§ **Short exercise**
All the data below goes into the copy word for word, but the pictures don't.

§ **Items**

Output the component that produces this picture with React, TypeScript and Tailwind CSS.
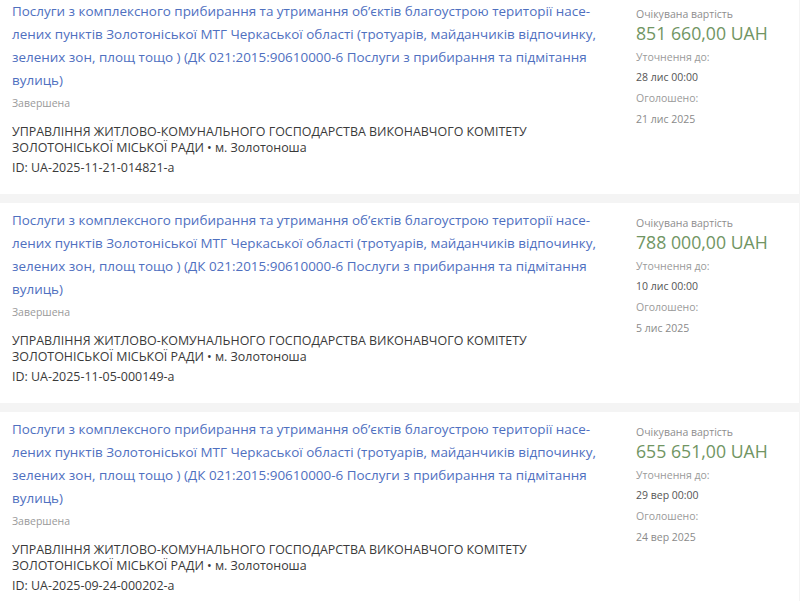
import React from "react";

type Tender = {
  amount: string;
  until: string;
  announced: string;
  id: string;
};

const tenders: Tender[] = [
  { amount: "851 660,00 UAH", until: "28 лис 00:00", announced: "21 лис 2025", id: "ID: UA-2025-11-21-014821-a" },
  { amount: "788 000,00 UAH", until: "10 лис 00:00", announced: "5 лис 2025", id: "ID: UA-2025-11-05-000149-a" },
  { amount: "655 651,00 UAH", until: "29 вер 00:00", announced: "24 вер 2025", id: "ID: UA-2025-09-24-000202-a" },
];

function Card({ t }: { t: Tender }) {
  return (
    <div className="bg-white h-[200px] flex shrink-0">
      <div className="w-[636px] pl-3 pt-[6px]">
        <div className="text-[13.45px] leading-[23px] text-[#4f70bf]">
          Послуги з комплексного прибирання та утримання об’єктів благоустрою території насе-
          <br />
          лених пунктів Золотоніської МТГ Черкаської області (тротуарів, майданчиків відпочинку,
          <br />
          зелених зон, площ тощо ) (ДК 021:2015:90610000-6 Послуги з прибирання та підмітання
          <br />
          вулиць)
        </div>
        <div className="mt-[3px] text-[10.5px] leading-[16px] text-[#9a9a9a]">Завершена</div>
        <div className="mt-[13px] text-[12.45px] leading-[15.5px] text-[#3a3a3a]">
          УПРАВЛІННЯ ЖИТЛОВО-КОМУНАЛЬНОГО ГОСПОДАРСТВА ВИКОНАВЧОГО КОМІТЕТУ
          <br />
          ЗОЛОТОНІСЬКОЇ МІСЬКОЇ РАДИ • м. Золотоноша
        </div>
        <div className="mt-[5px] text-[12.45px] leading-[16px] text-[#3a3a3a]">{t.id}</div>
      </div>
      <div className="pt-[12px] flex flex-col">
        <div className="text-[10.5px] leading-[17px] text-[#8e8e8e]">Очікувана вартість</div>
        <div className="text-[17.7px] leading-[20px] text-[#719563]">{t.amount}</div>
        <div className="mt-[4px] text-[10.5px] leading-[20px] text-[#9a9a9a]">Уточнення до:</div>
        <div className="text-[10.5px] leading-[21px] text-[#555]">{t.until}</div>
        <div className="text-[10.5px] leading-[21px] text-[#9a9a9a]">Оголошено:</div>
        <div className="text-[10.5px] leading-[20px] text-[#8a8a8a]">{t.announced}</div>
      </div>
    </div>
  );
}

export default function App() {
  return (
    <div
      className="w-[800px] h-[601px] overflow-hidden bg-[#f4f4f4]"
      style={{ fontFamily: '"Open Sans", "Noto Sans", sans-serif' }}
    >
      <div className="-mt-[6px] flex flex-col gap-[9px] pr-px">
        {tenders.map((t) => (
          <Card key={t.id} t={t} />
        ))}
      </div>
    </div>
  );
}
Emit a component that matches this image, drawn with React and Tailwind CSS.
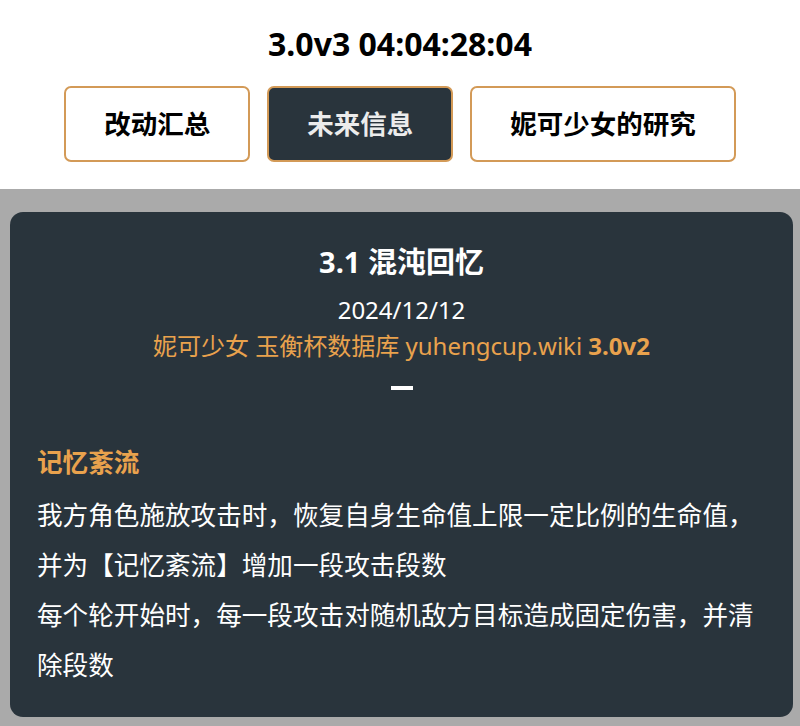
import React from "react"

const FONT = { fontFamily: "'Noto Sans', 'Noto Sans CJK SC', sans-serif" }

const TABS = [
  { label: "改动汇总", active: false },
  { label: "未来信息", active: true },
  { label: "妮可少女的研究", active: false },
]

export default function App() {
  return (
    <div className="min-h-screen bg-[#aaaaaa]" style={FONT}>
      {/* header */}
      <div className="bg-white pt-[22px] pb-[27px]">
        <h1 className="text-center text-[32px] leading-[44px] font-bold text-black">3.0v3 04:04:28:04</h1>
        <div className="mt-[20px] flex justify-center gap-[17px]">
          {TABS.map(t => (
            <button
              key={t.label}
              className={
                t.active
                  ? "rounded-[7px] border-2 border-[#d39a57] bg-[#29343c] px-[38px] py-[20px] text-[26.5px] leading-[32px] font-bold text-[#ececec]"
                  : "rounded-[7px] border-2 border-[#d39a57] bg-white px-[38px] py-[20px] text-[26.5px] leading-[32px] font-bold text-black"
              }
            >
              {t.label}
            </button>
          ))}
        </div>
      </div>

      {/* card */}
      <div className="pt-[23px] pb-[8px] pl-[10px] pr-[7px]">
        <div className="rounded-[13px] bg-[#29343c] px-[27px] pt-[28px] pb-[26px] text-white">
          <h2 className="text-center text-[29px] leading-[44px] font-bold">3.1 混沌回忆</h2>
          <p className="mt-2 text-center text-[24px] leading-[36px]">2024/12/12</p>
          <p className="text-center text-[24px] leading-[36px] text-[#e9a24d]">
            妮可少女 玉衡杯数据库 yuhengcup.wiki <span className="font-bold">3.0v2</span>
          </p>
          <div className="mx-auto mt-[22px] h-[4px] w-[22px] bg-white" />

          <h3 className="mt-[48px] text-[25.6px] leading-[50px] font-bold text-[#e9a24d]">记忆紊流</h3>
          <div className="mt-[3px] text-[25.6px] leading-[50px]">
            <p>我方角色施放攻击时，恢复自身生命值上限一定比例的生命值，并为【记忆紊流】增加一段攻击段数</p>
            <p>每个轮开始时，每一段攻击对随机敌方目标造成固定伤害，并清除段数</p>
          </div>
        </div>
      </div>
    </div>
  )
}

§ **The reply**
Output the component that produces this picture with React, TypeScript and Tailwind CSS.
import React from "react";

type Tender = {
  amount: string;
  until: string;
  announced: string;
  id: string;
};

const tenders: Tender[] = [
  { amount: "851 660,00 UAH", until: "28 лис 00:00", announced: "21 лис 2025", id: "ID: UA-2025-11-21-014821-a" },
  { amount: "788 000,00 UAH", until: "10 лис 00:00", announced: "5 лис 2025", id: "ID: UA-2025-11-05-000149-a" },
  { amount: "655 651,00 UAH", until: "29 вер 00:00", announced: "24 вер 2025", id: "ID: UA-2025-09-24-000202-a" },
];

function Card({ t }: { t: Tender }) {
  return (
    <div className="bg-white h-[200px] flex shrink-0">
      <div className="w-[636px] pl-3 pt-[6px]">
        <div className="text-[13.45px] leading-[23px] text-[#4f70bf]">
          Послуги з комплексного прибирання та утримання об’єктів благоустрою території насе-
          <br />
          лених пунктів Золотоніської МТГ Черкаської області (тротуарів, майданчиків відпочинку,
          <br />
          зелених зон, площ тощо ) (ДК 021:2015:90610000-6 Послуги з прибирання та підмітання
          <br />
          вулиць)
        </div>
        <div className="mt-[3px] text-[10.5px] leading-[16px] text-[#9a9a9a]">Завершена</div>
        <div className="mt-[13px] text-[12.45px] leading-[15.5px] text-[#3a3a3a]">
          УПРАВЛІННЯ ЖИТЛОВО-КОМУНАЛЬНОГО ГОСПОДАРСТВА ВИКОНАВЧОГО КОМІТЕТУ
          <br />
          ЗОЛОТОНІСЬКОЇ МІСЬКОЇ РАДИ • м. Золотоноша
        </div>
        <div className="mt-[5px] text-[12.45px] leading-[16px] text-[#3a3a3a]">{t.id}</div>
      </div>
      <div className="pt-[12px] flex flex-col">
        <div className="text-[10.5px] leading-[17px] text-[#8e8e8e]">Очікувана вартість</div>
        <div className="text-[17.7px] leading-[20px] text-[#719563]">{t.amount}</div>
        <div className="mt-[4px] text-[10.5px] leading-[20px] text-[#9a9a9a]">Уточнення до:</div>
        <div className="text-[10.5px] leading-[21px] text-[#555]">{t.until}</div>
        <div className="text-[10.5px] leading-[21px] text-[#9a9a9a]">Оголошено:</div>
        <div className="text-[10.5px] leading-[20px] text-[#8a8a8a]">{t.announced}</div>
      </div>
    </div>
  );
}

export default function App() {
  return (
    <div
      className="w-[800px] h-[601px] overflow-hidden bg-[#f4f4f4]"
      style={{ fontFamily: '"Open Sans", "Noto Sans", sans-serif' }}
    >
      <div className="-mt-[6px] flex flex-col gap-[9px] pr-px">
        {tenders.map((t) => (
          <Card key={t.id} t={t} />
        ))}
      </div>
    </div>
  );
}
Emit a component that matches this image, drawn with React and Tailwind CSS.
import React from "react"

const FONT = { fontFamily: "'Noto Sans', 'Noto Sans CJK SC', sans-serif" }

const TABS = [
  { label: "改动汇总", active: false },
  { label: "未来信息", active: true },
  { label: "妮可少女的研究", active: false },
]

export default function App() {
  return (
    <div className="min-h-screen bg-[#aaaaaa]" style={FONT}>
      {/* header */}
      <div className="bg-white pt-[22px] pb-[27px]">
        <h1 className="text-center text-[32px] leading-[44px] font-bold text-black">3.0v3 04:04:28:04</h1>
        <div className="mt-[20px] flex justify-center gap-[17px]">
          {TABS.map(t => (
            <button
              key={t.label}
              className={
                t.active
                  ? "rounded-[7px] border-2 border-[#d39a57] bg-[#29343c] px-[38px] py-[20px] text-[26.5px] leading-[32px] font-bold text-[#ececec]"
                  : "rounded-[7px] border-2 border-[#d39a57] bg-white px-[38px] py-[20px] text-[26.5px] leading-[32px] font-bold text-black"
              }
            >
              {t.label}
            </button>
          ))}
        </div>
      </div>

      {/* card */}
      <div className="pt-[23px] pb-[8px] pl-[10px] pr-[7px]">
        <div className="rounded-[13px] bg-[#29343c] px-[27px] pt-[28px] pb-[26px] text-white">
          <h2 className="text-center text-[29px] leading-[44px] font-bold">3.1 混沌回忆</h2>
          <p className="mt-2 text-center text-[24px] leading-[36px]">2024/12/12</p>
          <p className="text-center text-[24px] leading-[36px] text-[#e9a24d]">
            妮可少女 玉衡杯数据库 yuhengcup.wiki <span className="font-bold">3.0v2</span>
          </p>
          <div className="mx-auto mt-[22px] h-[4px] w-[22px] bg-white" />

          <h3 className="mt-[48px] text-[25.6px] leading-[50px] font-bold text-[#e9a24d]">记忆紊流</h3>
          <div className="mt-[3px] text-[25.6px] leading-[50px]">
            <p>我方角色施放攻击时，恢复自身生命值上限一定比例的生命值，并为【记忆紊流】增加一段攻击段数</p>
            <p>每个轮开始时，每一段攻击对随机敌方目标造成固定伤害，并清除段数</p>
          </div>
        </div>
      </div>
    </div>
  )
}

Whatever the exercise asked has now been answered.